First, From the Nature of Laws themselves in general, which being to be accommodated to the Conditions, Exigencies and Conveniencies of the People, for or by whom they are appointed, as those Exigencies and Conveniencies do insensibly grow upon the People, so many Times there grows insensibly a Variation of Laws, especially in a long Tract of Time; and hence it is, that tho' for the Purpose in some particular Part of the Common Law of England, we may easily say, That the Common Law, as it is now taken, is otherwise than it was in that particular Part or Point in the Time of Hen. 2 when Glanville wrote, or than it was in the time of Hen. 3 when Bracton wrote, yet it is not possible to assign the certain Time when the Change began; nor have we all the Monuments or Memorials, either of Acts of Parliament, or of Judicial Resolutions, which might induce or occasion such Alterations; for we have no authentick Records of any Acts of Parliament before 9 Hen. 3 and those we have of that King's Time, are but few. Nor have we any Reports of Judicial Decisions in any constant Series of Time before the Reign of Edw. I tho' we have the Plea Rolls of the Times of Hen. 3 and King John, in some remarkable Order. So that Use and Custom, and Judicial Decisions and Resolutions, and Acts of Parliament, tho' not now extant, might introduce some New Laws, and alter some Old, which we now take to be the very Common Law itself, tho' the Times and precise Periods of such Alterations are not explicitely or clearly known:

But tho' those particular Variations and Accessions have happened in the Laws, yet they being only partial and successive, we may with just Reason say, They are the same English Laws now, that they were 600 Years since in the general. As the Argonauts Ship was the same when it returned home, as it was when it went out, tho' in that long Voyage it had successive Amendments, and scarce came back with any of its former Materials; and as Titius is the same Man he was 40 Years since, tho' Physicians tells us, That in a Tract of seven Years, the Body has scarce any of the same Material Substance it had before.
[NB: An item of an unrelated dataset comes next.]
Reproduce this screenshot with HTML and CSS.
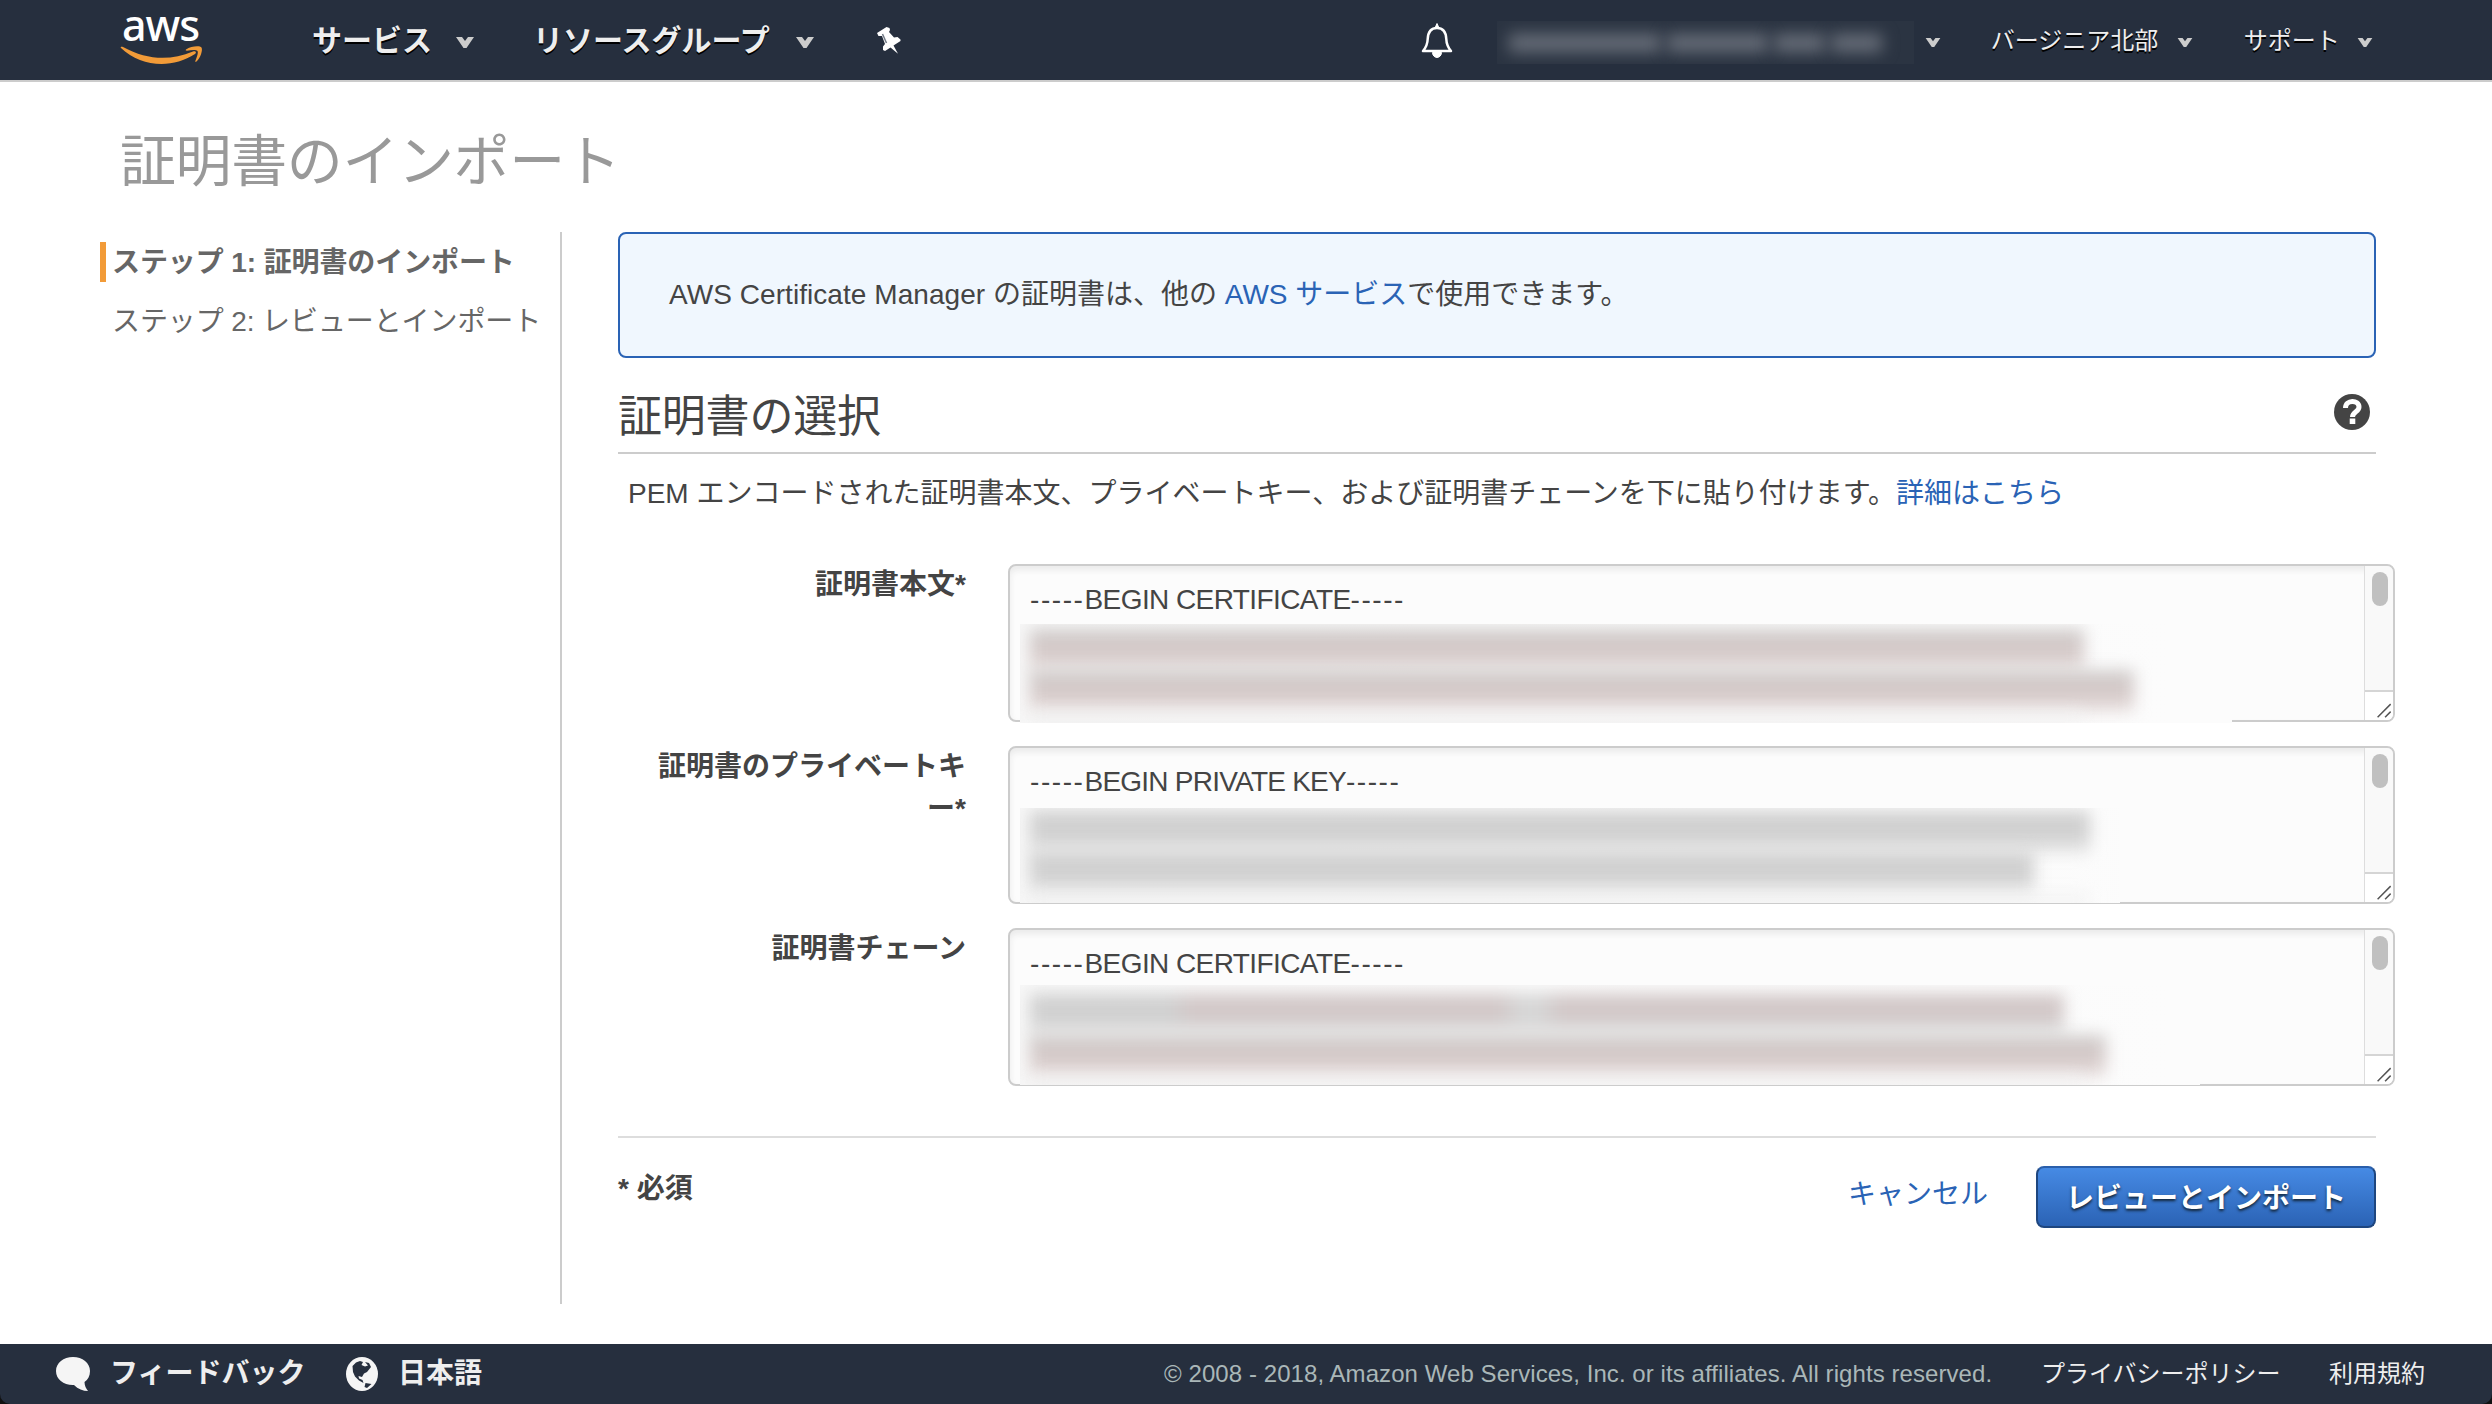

Secondly, The 2d Difficulty in the Search of the Antiquity of Laws and their Original, is in Relation to that People unto whom the Laws are applied, which in the Case of England, will render many Observables, to shew it hard to be traced. For, 1st, It is an ancient Kingdom, and in such Cases, tho' the People and Government had continued the same ab Origine (as they say the Chinese did, till the late Incursion of the Tartars)without the Mixture of other People, or Laws; yet it were an impossible Thing to give any certain Account of the Original of the Laws of such a People, unless we had as certain Monuments thereof as the Jews had of theirs, by the Hand of Moses, and that upon the following Accounts, viz.

First, We have not any clear and certain Monuments of the original Foundation of the English Kingdom or State, when, and by whom, and how it came to be planted. That which we have concerning it, is uncertain and traditional; and since we cannot know the Original of the planting of this Kingdom, we cannot certainly know the Original of the Laws thereof, which may be well presum'd to be very near as ancient as the Kingdom itself.

Again, 2dly, Tho' Tradition might be a competent Discoverer of the Original of a Kingdom or State, I mean Oral Tradition, yet such a Tradition were incompetent without written Monuments to derive to us, at so long a Distance, the original Laws and Constitutions of the Kingdom, because they are of a complex Nature, and therefore not orally traducible to so great a Distance of Ages, unless we had the original or authentick Transcript of those Laws as the People the Jews had of their Law, or as the Romans had of their Laws of the Twelve Tables engraven in Brass. But yet further, 3dly, It is very evident to every Day's Experience, that Laws, the further they go from their original Institution, grow the larger, and the more numerous: In the first Coalition of a People, their Prospect is not great, they provide Laws for their present Exigence and Convenience: But in Process of Time, possibly their first Laws are changed, altered or antiquated, as some of the Laws of the Twelve Tables among the Romans were: But whatsoever be done touching their Old Laws, there must of Necessity be a Provision of New, and other Laws successively answering to the Multitude of successive Exigencies and Emergencies, that in a long Tract of Time will offer themselves; so that if a Man could at this Day have the Prospects of all the Laws of the Britains before any Invasion upon them, it would yet be impossible to say, which of them were New, and which were Old, and the several Seasons and Periods of Time wherein every Law took its Rise and Original, especially since it appears, that in those elder Times, the Britains were not reduced to that civiliz'd Estate, as to keep the Annals and Memorials of their Laws and Government, as the Romans and other civiliz'd Parts of the World have done.